Thursday, September 13, 2012

5 Weeks of Spring Break


Four days before Dan and I arrived in Panama City Beach, I landed us some jobs doing promotions through an ad I found on Craigslist. I had absolutely no information about what the job was until I got to a meeting I was told to attend. I learned that we would be handing out drinks in front of a stage on the beach at the 2nd biggest club in Panama City Beach, and helping out at various events for the next four weeks. This was by far the most intense promotion going on there. The bosses made it clear that they wanted us to "uphold the image of the brand" by having a good time with spring breakers and flirting with girls while giving free stuff to the hottest ones. It wouldn’t be easy, but it was a challenge I was prepared to undertake.
It seemed like all the pieces started falling into place. I found a condo on the beach just two doors down from where we worked for a great price. The only thing between our building and the 2nd biggest club in Panama City Beach was the 1st biggest club in Panama City Beach. It was an old, small, dirty apartment that was decorated by a Christian grandmother. It was perfect. Our first move was to take all of her little glass trinkets, crucifixes, and figurines and store them in the closet, because we both knew they had a minimal chance of surviving the next month, and we didn't want Jesus or The Immaculate Mother Mary witnessing the sins that were to be committed in that apartment.
The next month of my life was a complete and utter blur of amazement. I met so many great people that I’ll never remember. I made best friends with people for a week at a time that I’ll never talk to again. I was making decent money, I always had time to party, and there was never a shortage of people looking to do the same. I spent every day on the beach and every night in the VIP.
            They say if you love what you do you never work a day in your life. I couldn't imagine a more fun job and it turned out I was a great at it. Being a hard working northerner surrounded by my lazy southern coworkers made me feel like how a black guy must feel in a shower full of white dudes.
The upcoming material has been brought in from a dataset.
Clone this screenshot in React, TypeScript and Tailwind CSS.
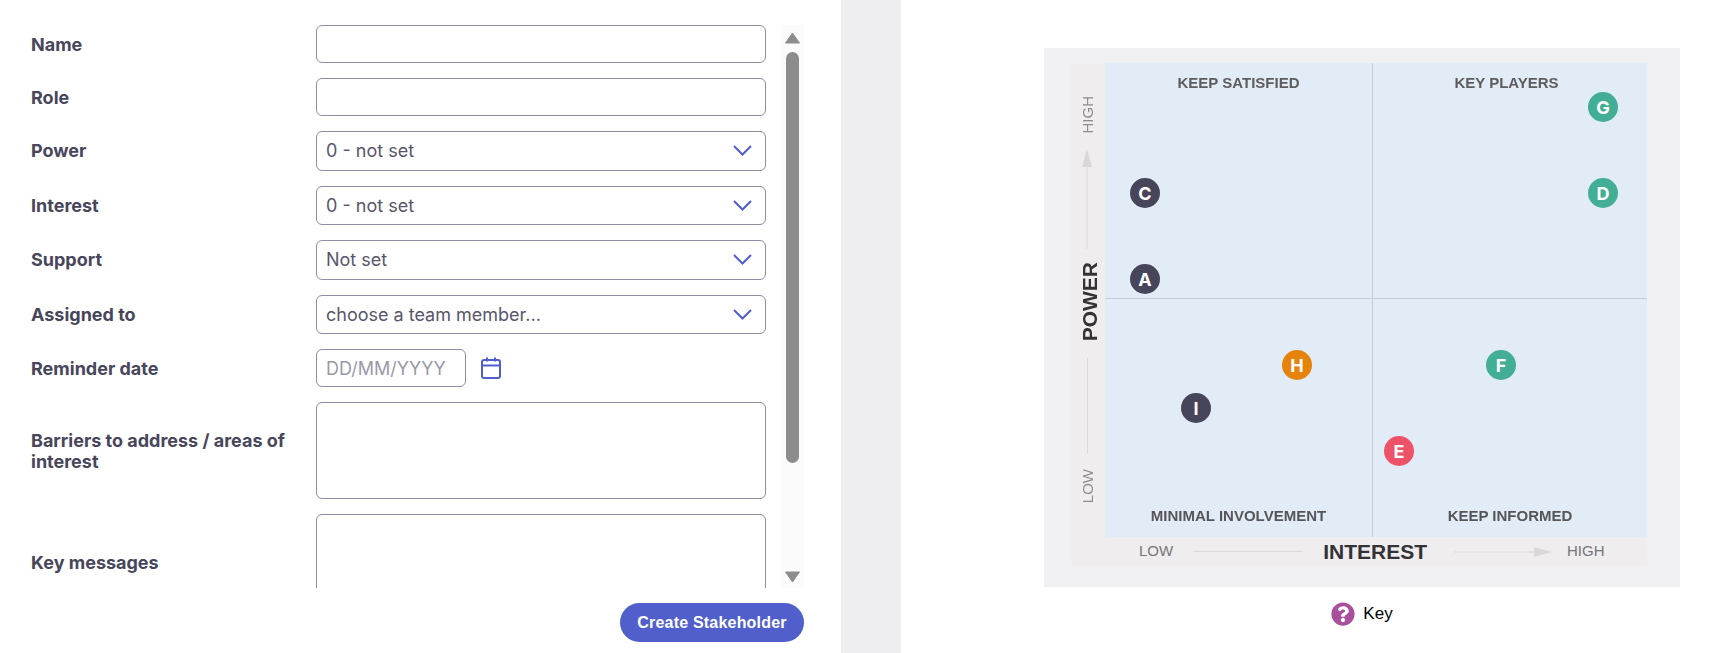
import { FaQuestionCircle } from 'react-icons/fa';

const inputClass =
  "w-full rounded-[6px] border border-[#8f8ca5] bg-white px-[9px] font-['Inter',sans-serif] text-[18px] text-[#57566a] outline-none";

const dots = [
  { id: 'C', color: 'bg-[#47455a]', pos: 'left-[25px] top-[115px]' },
  { id: 'A', color: 'bg-[#47455a]', pos: 'left-[25px] top-[201px]' },
  { id: 'G', color: 'bg-[#41ae95]', pos: 'left-[483px] top-[29px]' },
  { id: 'D', color: 'bg-[#41ae95]', pos: 'left-[483px] top-[115px]' },
  { id: 'H', color: 'bg-[#e5830c]', pos: 'left-[177px] top-[287px]' },
  { id: 'I', color: 'bg-[#47455a]', pos: 'left-[76px] top-[330px]' },
  { id: 'F', color: 'bg-[#41ae95]', pos: 'left-[381px] top-[287px]' },
  { id: 'E', color: 'bg-[#ee5268]', pos: 'left-[279px] top-[373px]' },
];

function Row({ label, children }: { label: string; children: React.ReactNode }) {
  return (
    <div className="grid grid-cols-[285px_1fr] items-center">
      <label className="font-['Inter',sans-serif] text-[18px] leading-[21px] font-bold text-[#47465a]">{label}</label>
      <div className="flex items-center">{children}</div>
    </div>
  );
}

function Select({ value }: { value: string }) {
  return (
    <div className="relative w-full">
      <select defaultValue={value} className={`${inputClass} block h-[39.5px] appearance-none`}>
        <option>{value}</option>
      </select>
      <svg className="pointer-events-none absolute top-[14px] right-[14px] h-[11px] w-[19px]" viewBox="0 0 19 11" fill="none">
        <path d="M1 1l8.5 8.5L18 1" stroke="#4f5fcf" strokeWidth="2" />
      </svg>
    </div>
  );
}

function Form() {
  return (
    <div className="flex h-[563px] w-[773px] gap-[15px]">
      <div className="flex min-w-0 flex-1 flex-col gap-[15px] overflow-hidden">
        <Row label="Name">
          <input className={`${inputClass} h-[38px]`} />
        </Row>
        <Row label="Role">
          <input className={`${inputClass} h-[38px]`} />
        </Row>
        <Row label="Power">
          <Select value="0 - not set" />
        </Row>
        <Row label="Interest">
          <Select value="0 - not set" />
        </Row>
        <Row label="Support">
          <Select value="Not set" />
        </Row>
        <Row label="Assigned to">
          <Select value="choose a team member..." />
        </Row>
        <Row label="Reminder date">
          <input
            placeholder="DD/MM/YYYY"
            className={`${inputClass} h-[38px] !w-[150px] placeholder:text-[#9a99a8]`}
          />
          <svg className="ml-[15px] h-[22px] w-[20px]" viewBox="0 0 20 22" fill="none" stroke="#4f5fcf" strokeWidth="2">
            <rect x="1" y="3" width="18" height="18" rx="2" />
            <path d="M1 8.5h18M6 0.5v4M14 0.5v4" />
          </svg>
        </Row>
        <Row label="Barriers to address / areas of interest">
          <textarea className={`${inputClass} h-[97px] resize-none`} />
        </Row>
        <Row label="Key messages">
          <textarea className={`${inputClass} h-[97px] shrink-0 resize-none`} />
        </Row>
      </div>
      {/* Scrollbar */}
      <div className="flex w-[23px] flex-col items-center bg-[#fbfbfb]">
        <svg className="mt-[7px] h-[12px] w-[15px]" viewBox="0 0 15 12">
          <path d="M7.5 1L14.5 11H0.5z" fill="#8c8c8c" stroke="#8c8c8c" strokeLinejoin="round" />
        </svg>
        <div className="mt-[8px] h-[411px] w-[13px] rounded-[7px] bg-[#8c8c8c]" />
        <svg className="mt-[108px] h-[12px] w-[15px]" viewBox="0 0 15 12">
          <path d="M7.5 11L14.5 1H0.5z" fill="#8c8c8c" stroke="#8c8c8c" strokeLinejoin="round" />
        </svg>
      </div>
    </div>
  );
}

function Matrix() {
  const quadrant = "pt-[12px] text-center font-['Liberation_Sans',sans-serif] text-[15px] leading-[16px] font-bold text-[#5f5c5e] blur-[0.4px]";
  const quadrantBottom = "flex flex-col justify-end pb-[13px] text-center font-['Liberation_Sans',sans-serif] text-[15px] leading-[16px] font-bold text-[#565558] blur-[0.4px]";
  return (
    <div className="grid h-[503px] w-[576px] grid-cols-[34px_1fr] grid-rows-[474px_29px] bg-[#efedee] font-['Liberation_Sans',sans-serif]">
      {/* Power axis */}
      <div className="flex flex-col items-center pt-[33px] pr-[2px] text-[#8f8c8e]">
        <span className="text-[15px] leading-[17px] rotate-180 [writing-mode:vertical-rl]">HIGH</span>
        <svg className="mt-[15px] h-[100px] w-[12px]" viewBox="0 0 12 100">
          <path d="M6 16V100" stroke="#dcdadb" strokeWidth="1" />
          <path d="M6 0L11 18H1z" fill="#d9d8d9" />
        </svg>
        <span className="mt-[13px] ml-[4px] text-[21px] leading-[23px] font-bold text-[#343236] rotate-180 [writing-mode:vertical-rl]">POWER</span>
        <div className="mt-[17px] h-[96px] w-px bg-[#dcdadb]" />
        <span className="mt-[15px] text-[15px] leading-[17px] rotate-180 [writing-mode:vertical-rl]">LOW</span>
      </div>

      {/* Quadrants */}
      <div className="relative grid grid-cols-[268px_1fr] grid-rows-[236px_1fr] bg-[#e2ecf7]">
        <div className={`${quadrant} border-r border-b border-[#c4ccd6]`}>KEEP SATISFIED</div>
        <div className={`${quadrant} border-b border-[#c4ccd6] pr-[7px]`}>KEY PLAYERS</div>
        <div className={`${quadrantBottom} border-r border-[#c4ccd6]`}>MINIMAL INVOLVEMENT</div>
        <div className={quadrantBottom}>KEEP INFORMED</div>
        {dots.map((dot) => (
          <div
            key={dot.id}
            className={`absolute flex h-[30px] w-[30px] items-center justify-center rounded-full font-['Inter',sans-serif] text-[18px] font-bold text-white ${dot.color} ${dot.pos}`}
          >
            {dot.id}
          </div>
        ))}
      </div>

      <div />

      {/* Interest axis */}
      <div className="flex items-center pl-[34px] text-[15px] text-[#77757a]">
        <span>LOW</span>
        <div className="mr-[20px] ml-[20px] h-px w-[110px] bg-[#dcdadb]" />
        <span className="text-[21px] leading-[23px] font-bold text-[#343236]">INTEREST</span>
        <svg className="ml-[27px] h-[12px] w-[98px]" viewBox="0 0 98 12">
          <path d="M0 6H82" stroke="#dcdadb" strokeWidth="1" />
          <path d="M98 6L80 1V11z" fill="#d9d8d9" />
        </svg>
        <span className="ml-[15px]">HIGH</span>
      </div>
    </div>
  );
}

export default function App() {
  return (
    <div className="flex h-[653px] w-[1714px] overflow-hidden bg-white">
      {/* Left panel */}
      <div className="w-[841px] shrink-0 pt-[25px] pl-[31px]">
        <Form />
        <div className="mt-[15px] flex w-[773px] justify-end">
          <button className="h-[39px] w-[184px] rounded-full bg-[#515fcc] font-['Liberation_Sans',sans-serif] text-[16px] font-bold tracking-[0.2px] text-white">
            Create Stakeholder
          </button>
        </div>
      </div>

      <div className="w-[60px] shrink-0 bg-[#eeeef0]" />

      {/* Right panel */}
      <div className="pt-[48px] pl-[143px]">
        <div className="w-[636px] bg-[#f0f0f2] pt-[15px] pr-[33px] pb-[21px] pl-[27px]">
          <Matrix />
        </div>
        <div className="mt-[15px] flex items-center justify-center gap-[8px]">
          <FaQuestionCircle className="h-[24px] w-[24px] text-[#a8509b]" />
          <span className="font-['Liberation_Sans',sans-serif] text-[17px] leading-[24px] text-black">Key</span>
        </div>
      </div>
    </div>
  );
}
I would put forth normal effort at work and all the bosses would praise me like I just developed a cure for AIDS. There were days I would literally receive a standing ovation from my bosses in front of company executives. My superiors were giving me offers to work all over the South East.  It looked like my mentality of saying "go for it" for every life decision and my refusal to sign anything that resembled a long term commitment finally worked out in my favor.
I spent a lot of time thinking about all the different ways my life could’ve gone. I had managed to graduate college a semester early and with a better GPA than almost all my friends. Sure, I could've had a more serious job, a stable living situation, and a good idea of where I would be in life a month later, but I loved the idea that anything could happen.  I could've been waking up early every day to an alarm, trying not to bust my ass on ice on my walk to work, and sitting in a cubicle making phone calls and reciting a sales pitch. Instead my alarm was the music from the nearby stage, I walked through sand instead of snow, and my biggest issue with a customer was explaining that they didn't have to pay for the drink I was handing them. I would just laugh to myself thinking that if my life had gone as planned I’d be missing out on all of this; that it wasn’t the good successful times but all the shitty and desperate times that landed me in this position. It was all the times I refused to settle for good pay and a mediocre lifestyle. It justified every respectable job I'd ever turned down because I knew I wouldn't enjoy it.
My Spring Break office. The row of blue umbrellas is the beach in front my condo.
            Every day I woke up at 10 o’clock, walked along the beach to work, and spent my days hanging out with crazy spring breakers from all over the country. On the really tough days I would be asked to recruit competitors for the “Miss Spring Break Bikini Contest”. This involved walking through the crowd in search of “10’s and only 10’s”, and asking them if they were interested in being in a dance competition on stage for some huge prize. While I will admit that not every girl is thrilled at a stranger’s offer to shake her ass in front of thousands of people, most were flattered at the invite. Every now and then there'd be a girl that was totally into it until her pile of muscle of a boyfriend showed up to put his arm around her with clenched fists and ask me what the fuck I wanted. There was nothing to do but just roll my eyes behind my sunglasses, give him a grin, and walk away. More often than not there would be a friend of the 10 that all the others would agree would be way better at using her body to get hammered frat boys riled up. The slutty friend of the group I presume. There are few things that give a man the confidence of repeatedly telling 9’s that are literally begging to dance like whores that they can't because they aren’t 10’s.
              By the end of the promotion all the guys had a daily 5 dollar pool to see who could recruit the day’s winner of the “Miss Spring Break Bikini Contest”. Before the competition I would pull my candidate for "Miss Spring Break" to the side of the stage and deliver inspirational pre-dance speeches reminiscent of Herb Brooks' pregame speech from Miracle. You know, if you just change the words "skate" to "shake" and "hockey player" to "spring break bitty" I'd imagine it went something like this:

                                 

           We would all gather above the crowd on the roof of the bar and watch our handpicked girls on stage do whatever they could to get cheers from shitfaced spring breakers and win us money. Misogyny at its finest. Now I can understand if girls read this blog and think of what we did as sleazy; that I am someone who objectifies women; that gambling on a woman’s ability to use her body to get cheers from a crowd of drunks is wrong. But in my defense,…. (I caught a terrible case of writer’s block here and that’s why it took 6 months for this blog post). Go watch Magic Mike, read 50 Shades of Grey, and get off my case, lady! I’ll grow up someday…. 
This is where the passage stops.